Book has a wide range of parenting tips that start nearly at birth; sound advice, straight-forward, well written, but because my kids are older by now, I felt David Walsh's other book, WHY Do They Act That Way?: A Survival Guide to the Adolescent Brain for You and Your Teen was more relevant to our lives. This book was also more simplistically written than his other books; honestly, I'm not counting that as a huge negative because at the early stages of raising kids, I was so sleep deprived and over-whelmed that a more complicated text might have been over-whelming.
Some say this book is so much like his others that its repetitive. I disagree. I highly recommend his other book, Why do they act that way. And while there is some overlap in information between these two books the differ in several ways. First it covers birth through teens and additionally it has incorporated more data that has been gleaned since 2004. It is also updated in regards to media, internet, iphones, etc. Even if you know much of this material read it for its reinforcement potential as we all have a way of slipping back into old patterns.
I liked the book overall. The author holds the same views as I already do in raising kids, and gives good pointers and suggestions.
The only bad comments I have is that I read the book because I am in my late 20s and just had a baby. I'm more interested in the information for babies and toddlers, which he presented well. But, the book seems to be aimed at people who are more in their 40s or have older children (based on his comments about media use, etc).
Overall, I found the book extremely useful. A little obvious sometimes, but reminders never hurt.
Currently reading this book and loving it. Talked a lot about making sure to teach our children that they have to work hard to succeed. Instead of saying "your very smart" you say "You worked really hard at your multiplication and that why you succeeded."
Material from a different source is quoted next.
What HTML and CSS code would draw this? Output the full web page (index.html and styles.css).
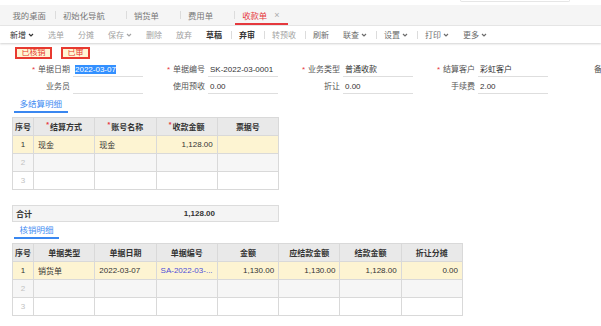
FILE: index.html
```html
<!DOCTYPE html>
<html>
<head>
    <meta charset="UTF-8">
    <link rel="stylesheet" href="styles.css">
</head>
<body>
    <div class="topline"><div class="search-edge"></div></div>

    <div class="tabs">
        <div class="tab first">我的桌面</div>
        <i class="tab-sep"></i>
        <div class="tab">初始化导航</div>
        <i class="tab-sep"></i>
        <div class="tab">销货单</div>
        <i class="tab-sep"></i>
        <div class="tab">费用单</div>
        <i class="tab-sep"></i>
        <div class="tab active">收款单<span class="close">×</span></div>
    </div>

    <div class="toolbar">
        <span class="tool on">新增<svg class="caret" width="6" height="4" viewBox="0 0 6 4"><path d="M1 1l2 2 2-2"/></svg></span>
        <span class="tool">选单</span>
        <span class="tool">分摊</span>
        <span class="tool">保存<svg class="caret" width="6" height="4" viewBox="0 0 6 4"><path d="M1 1l2 2 2-2"/></svg></span>
        <span class="tool">删除</span>
        <span class="tool">放弃</span>
        <span class="tool strong">草稿</span>
        <i class="tool-sep"></i>
        <span class="tool strong">弃审</span>
        <i class="tool-sep"></i>
        <span class="tool">转预收</span>
        <i class="tool-sep"></i>
        <span class="tool norm">刷新</span>
        <span class="tool norm">联查<svg class="caret" width="6" height="4" viewBox="0 0 6 4"><path d="M1 1l2 2 2-2"/></svg></span>
        <i class="tool-sep"></i>
        <span class="tool norm">设置<svg class="caret" width="6" height="4" viewBox="0 0 6 4"><path d="M1 1l2 2 2-2"/></svg></span>
        <i class="tool-sep"></i>
        <span class="tool norm">打印<svg class="caret" width="6" height="4" viewBox="0 0 6 4"><path d="M1 1l2 2 2-2"/></svg></span>
        <span class="tool norm">更多<svg class="caret" width="6" height="4" viewBox="0 0 6 4"><path d="M1 1l2 2 2-2"/></svg></span>
    </div>

    <div class="badges">
        <span class="badge">已核销</span>
        <span class="badge">已审</span>
    </div>

    <div class="form">
        <div class="form-row">
            <div class="field"><label><em>*</em>单据日期</label><div class="value"><span class="sel">2022-03-07</span></div></div>
            <div class="field"><label><em>*</em>单据编号</label><div class="value">SK-2022-03-0001</div></div>
            <div class="field"><label><em>*</em>业务类型</label><div class="value">普通收款</div></div>
            <div class="field"><label><em>*</em>结算客户</label><div class="value">彩虹客户</div></div>
            <div class="field"><label>备注</label><div class="value"></div></div>
        </div>
        <div class="form-row">
            <div class="field"><label>业务员</label><div class="value"></div></div>
            <div class="field"><label>使用预收</label><div class="value">0.00</div></div>
            <div class="field"><label>折让</label><div class="value">0.00</div></div>
            <div class="field"><label>手续费</label><div class="value">2.00</div></div>
        </div>
    </div>

    <div class="section first-section"><span>多结算明细</span></div>

    <table class="grid grid-pay">
        <colgroup>
            <col class="c-idx"><col><col><col><col>
        </colgroup>
        <thead>
            <tr>
                <th>序号</th>
                <th><em>*</em>结算方式</th>
                <th><em>*</em>账号名称</th>
                <th><em>*</em>收款金额</th>
                <th>票据号</th>
            </tr>
        </thead>
        <tbody>
            <tr class="hl"><td class="idx">1</td><td>现金</td><td>现金</td><td class="num">1,128.00</td><td></td></tr>
            <tr class="alt"><td class="idx">2</td><td></td><td></td><td></td><td></td></tr>
            <tr><td class="idx">3</td><td></td><td></td><td></td><td></td></tr>
        </tbody>
    </table>

    <div class="total">
        <span class="total-label">合计</span>
        <span class="total-num">1,128.00</span>
        <span></span>
    </div>

    <div class="section"><span>核销明细</span></div>

    <table class="grid grid-check">
        <colgroup>
            <col class="c-idx"><col><col><col><col><col><col><col>
        </colgroup>
        <thead>
            <tr>
                <th>序号</th>
                <th>单据类型</th>
                <th>单据日期</th>
                <th>单据编号</th>
                <th>金额</th>
                <th>应结款金额</th>
                <th>结款金额</th>
                <th>折让分摊</th>
            </tr>
        </thead>
        <tbody>
            <tr class="hl">
                <td class="idx">1</td>
                <td>销货单</td>
                <td>2022-03-07</td>
                <td class="link">SA-2022-03-...</td>
                <td class="num">1,130.00</td>
                <td class="num">1,130.00</td>
                <td class="num">1,128.00</td>
                <td class="num">0.00</td>
            </tr>
            <tr class="alt"><td class="idx">2</td><td></td><td></td><td></td><td></td><td></td><td></td><td></td></tr>
            <tr><td class="idx">3</td><td></td><td></td><td></td><td></td><td></td><td></td><td></td></tr>
        </tbody>
    </table>
</body>
</html>
```

FILE: styles.css
```css
* {
    box-sizing: border-box;
}

body {
    margin: 0;
    width: 601px;
    overflow: hidden;
    background: #fff;
    color: #333;
    font-family: "Liberation Sans", "Noto Sans CJK SC", sans-serif;
    font-size: 8px;
}

/* top strip */
.topline {
    height: 5px;
    display: flex;
}

.search-edge {
    width: 110px;
    height: 2px;
    margin-left: 460px;
    border: 1px solid #e6e6e6;
    border-top: none;
    border-radius: 0 0 3px 3px;
}

.tabs {
    height: 21px;
    display: flex;
    padding-left: 5.5px;
    background: #f5f5f5;
    border-bottom: 1px solid #e8e8e8;
    color: #777;
    font-size: 8.4px;
}

.tab {
    display: flex;
    align-items: center;
    padding: 0 21px 0 7px;
}

.tab.first {
    padding-right: 9px;
}

.tab.active {
    color: #e5383d;
    padding-right: 8px;
    box-shadow: inset 0 -2px 0 #e5383d;
}

.tab .close {
    margin-left: 7px;
    color: #aaa;
    font-size: 9px;
}

.tab-sep {
    width: 1px;
    height: 8px;
    align-self: center;
    background: #dcdcdc;
}

/* toolbar */
.toolbar {
    height: 17px;
    display: flex;
    align-items: center;
    padding-left: 3px;
    box-shadow: 0 1px 2px rgba(0, 0, 0, 0.18);
}

.tool {
    display: flex;
    align-items: center;
    padding: 0 7px;
    color: #a3a3a3;
}

.tool.on {
    color: #333;
}

.tool.norm {
    color: #6c6c6c;
}

.tool.strong {
    color: #333;
    font-weight: bold;
}

.caret {
    margin-left: 2px;
}

.caret path {
    fill: none;
    stroke: currentColor;
    stroke-width: 1.2;
}

.tool-sep {
    width: 1px;
    height: 8px;
    margin: 0 0.5px 0 1.5px;
    background: #dcdcdc;
}

/* badges */
.badges {
    display: flex;
    gap: 9px;
    padding-left: 15px;
    margin-top: 4px;
}

.badge {
    height: 12px;
    line-height: 8px;
    padding: 0 4.5px;
    border: 2px solid #e83a30;
    background: #fff6d4;
    color: #e6372e;
}

/* form */
.form {
    padding-left: 8px;
    margin-top: 4px;
}

.form-row {
    display: flex;
    height: 14px;
    white-space: nowrap;
    overflow: hidden;
}

.form-row + .form-row {
    margin-top: 3px;
}

.field {
    flex: none;
    display: flex;
    width: 135px;
}

.field label {
    width: 62px;
    margin-right: 3px;
    text-align: right;
    line-height: 14px;
    color: #555;
}

.field label em {
    font-style: normal;
    color: #e8383d;
    margin-right: 3px;
}

.value {
    width: 70px;
    height: 14px;
    line-height: 13px;
    padding-left: 2px;
    border-bottom: 1px solid #dedede;
    color: #333;
}

.sel {
    background: #3390ff;
    color: #fff;
}

/* section tabs */
.section {
    display: flex;
    padding-left: 14px;
    margin-top: 2px;
}

.first-section {
    margin-top: 4px;
}

.section span {
    padding: 0 5.5px;
    line-height: 13px;
    font-size: 8.5px;
    color: #3f8cf2;
    border-bottom: 2px solid #3a87f0;
}

/* grids */
.grid {
    border-collapse: collapse;
    table-layout: fixed;
    margin: 4px 0 0 12px;
}

.grid-pay {
    width: 267px;
}

.grid-check {
    width: 451px;
}

.grid .c-idx {
    width: 21px;
}

.grid th,
.grid td {
    height: 18px;
    padding: 0 4px;
    border: 1px solid #d9d9d9;
    white-space: nowrap;
    overflow: hidden;
}

.grid th {
    background: #e9e9e9;
    font-weight: bold;
    text-align: center;
    padding: 0 1px;
}

.grid th em {
    font-style: normal;
    color: #e8383d;
    font-size: 7px;
    vertical-align: top;
    margin-right: 1px;
}

.grid .hl td {
    background: #fdf4d2;
}

.grid .alt td {
    background: #f6f6f6;
}

.grid td.idx {
    text-align: center;
    color: #c2c2c2;
    padding: 0;
}

.grid .hl td.idx {
    color: #333;
}

.grid td.num {
    text-align: right;
}

.grid td.link {
    color: #4f4fd8;
}

/* total row */
.total {
    display: grid;
    grid-template-columns: 144px 61px 1fr;
    align-items: center;
    width: 267px;
    height: 17px;
    margin: 15px 0 0 12px;
    background: #f4f4f4;
    border: 1px solid #dcdcdc;
    font-weight: bold;
}

.total-label {
    padding-left: 3px;
}

.total-num {
    text-align: right;
    padding-right: 3px;
}
```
Would recommend to anyone with kids, that's around kids, or works with kids!
Awesome! This book uses brain-based research (neuroscience) to back up parenting tips and information on how/why kids are the way they are. I find books like this so interesting! I borrowed this from the library, but liked it so much I want to get my own copy. It's one of those books you'll want to thumb through many times.
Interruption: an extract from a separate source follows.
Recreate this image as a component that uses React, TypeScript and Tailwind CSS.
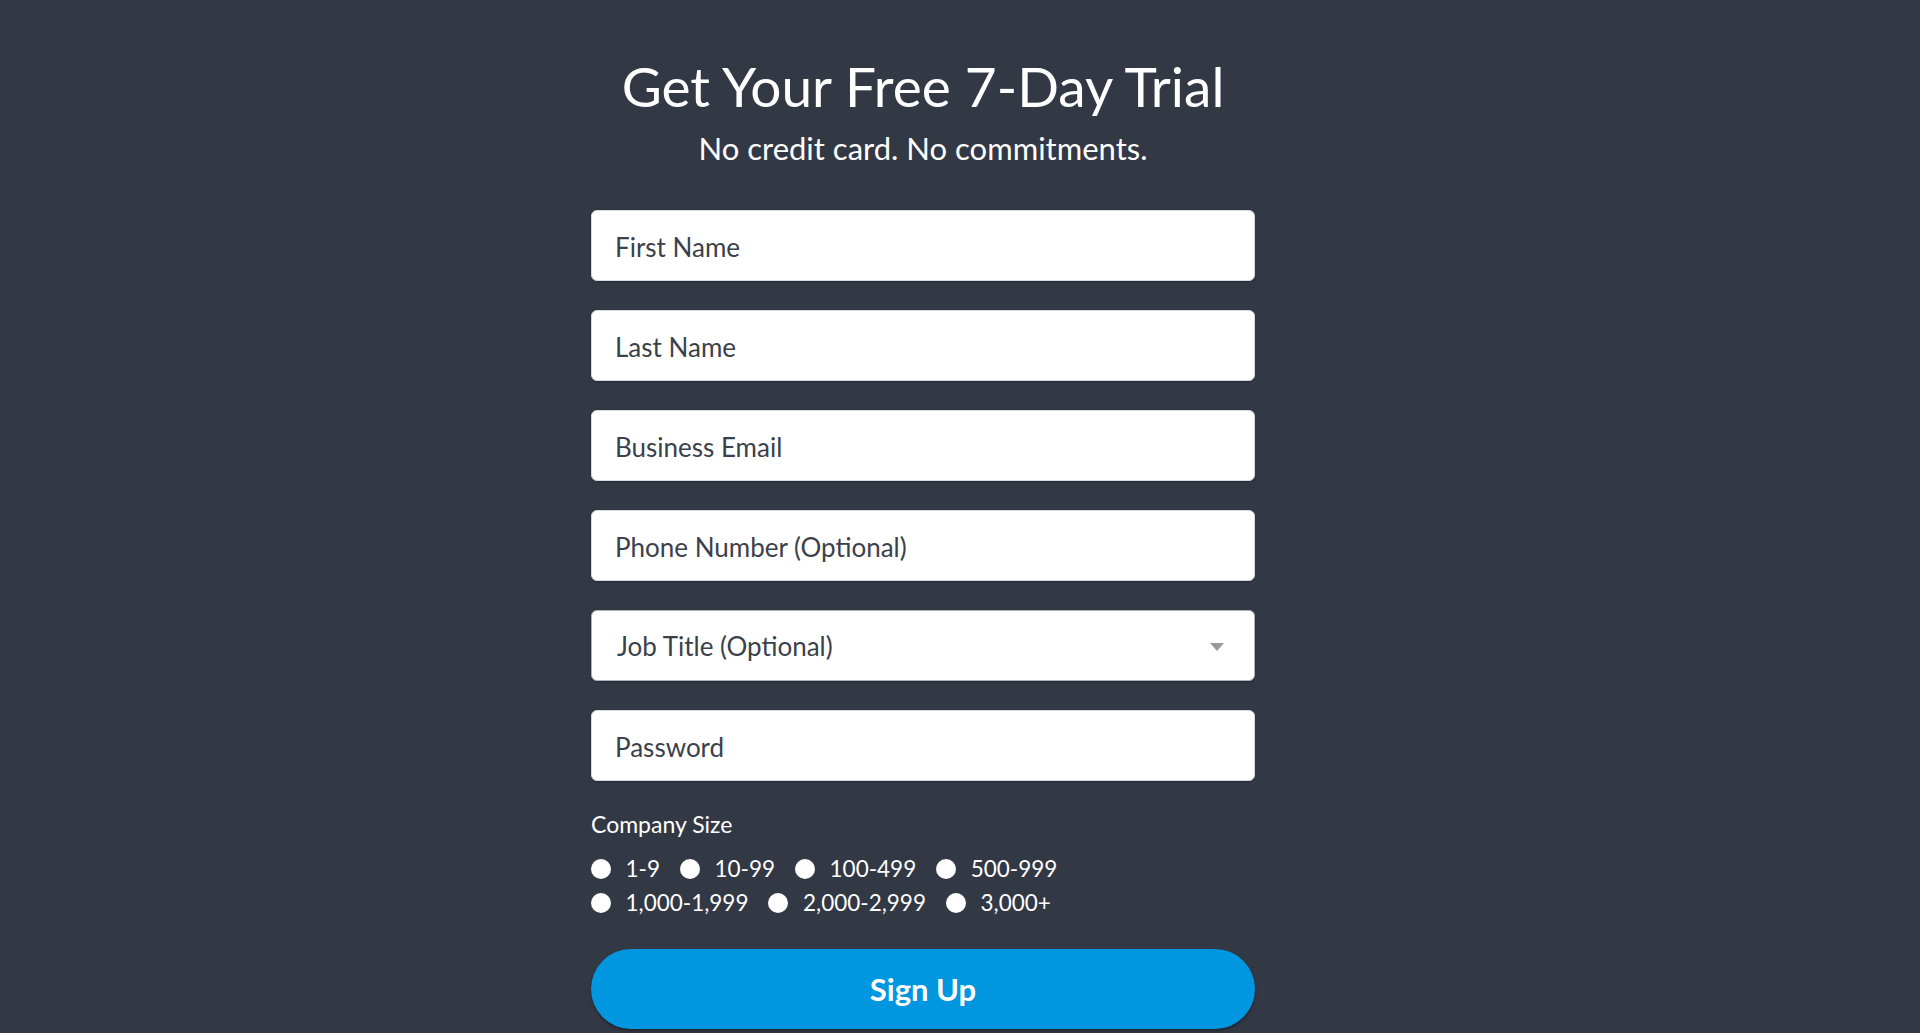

couldn't finish this book. about half way through I felt like the author was just repeating himself. it's mostly common sense; you want smart kids. . . feed them healthy foods, spend time with them, and read to them.
All the info here is good, but not necessarily new. If you like to learn about the science/brain operations behind some good parenting technique, this is the book for you. Personally, I preferred "NO" by Walsh.
This book didn't tell me much that I didn't already know, and I was not a fan of the writing style. Much of this information is either common sense or is available in more interesting format in Nurture Shock.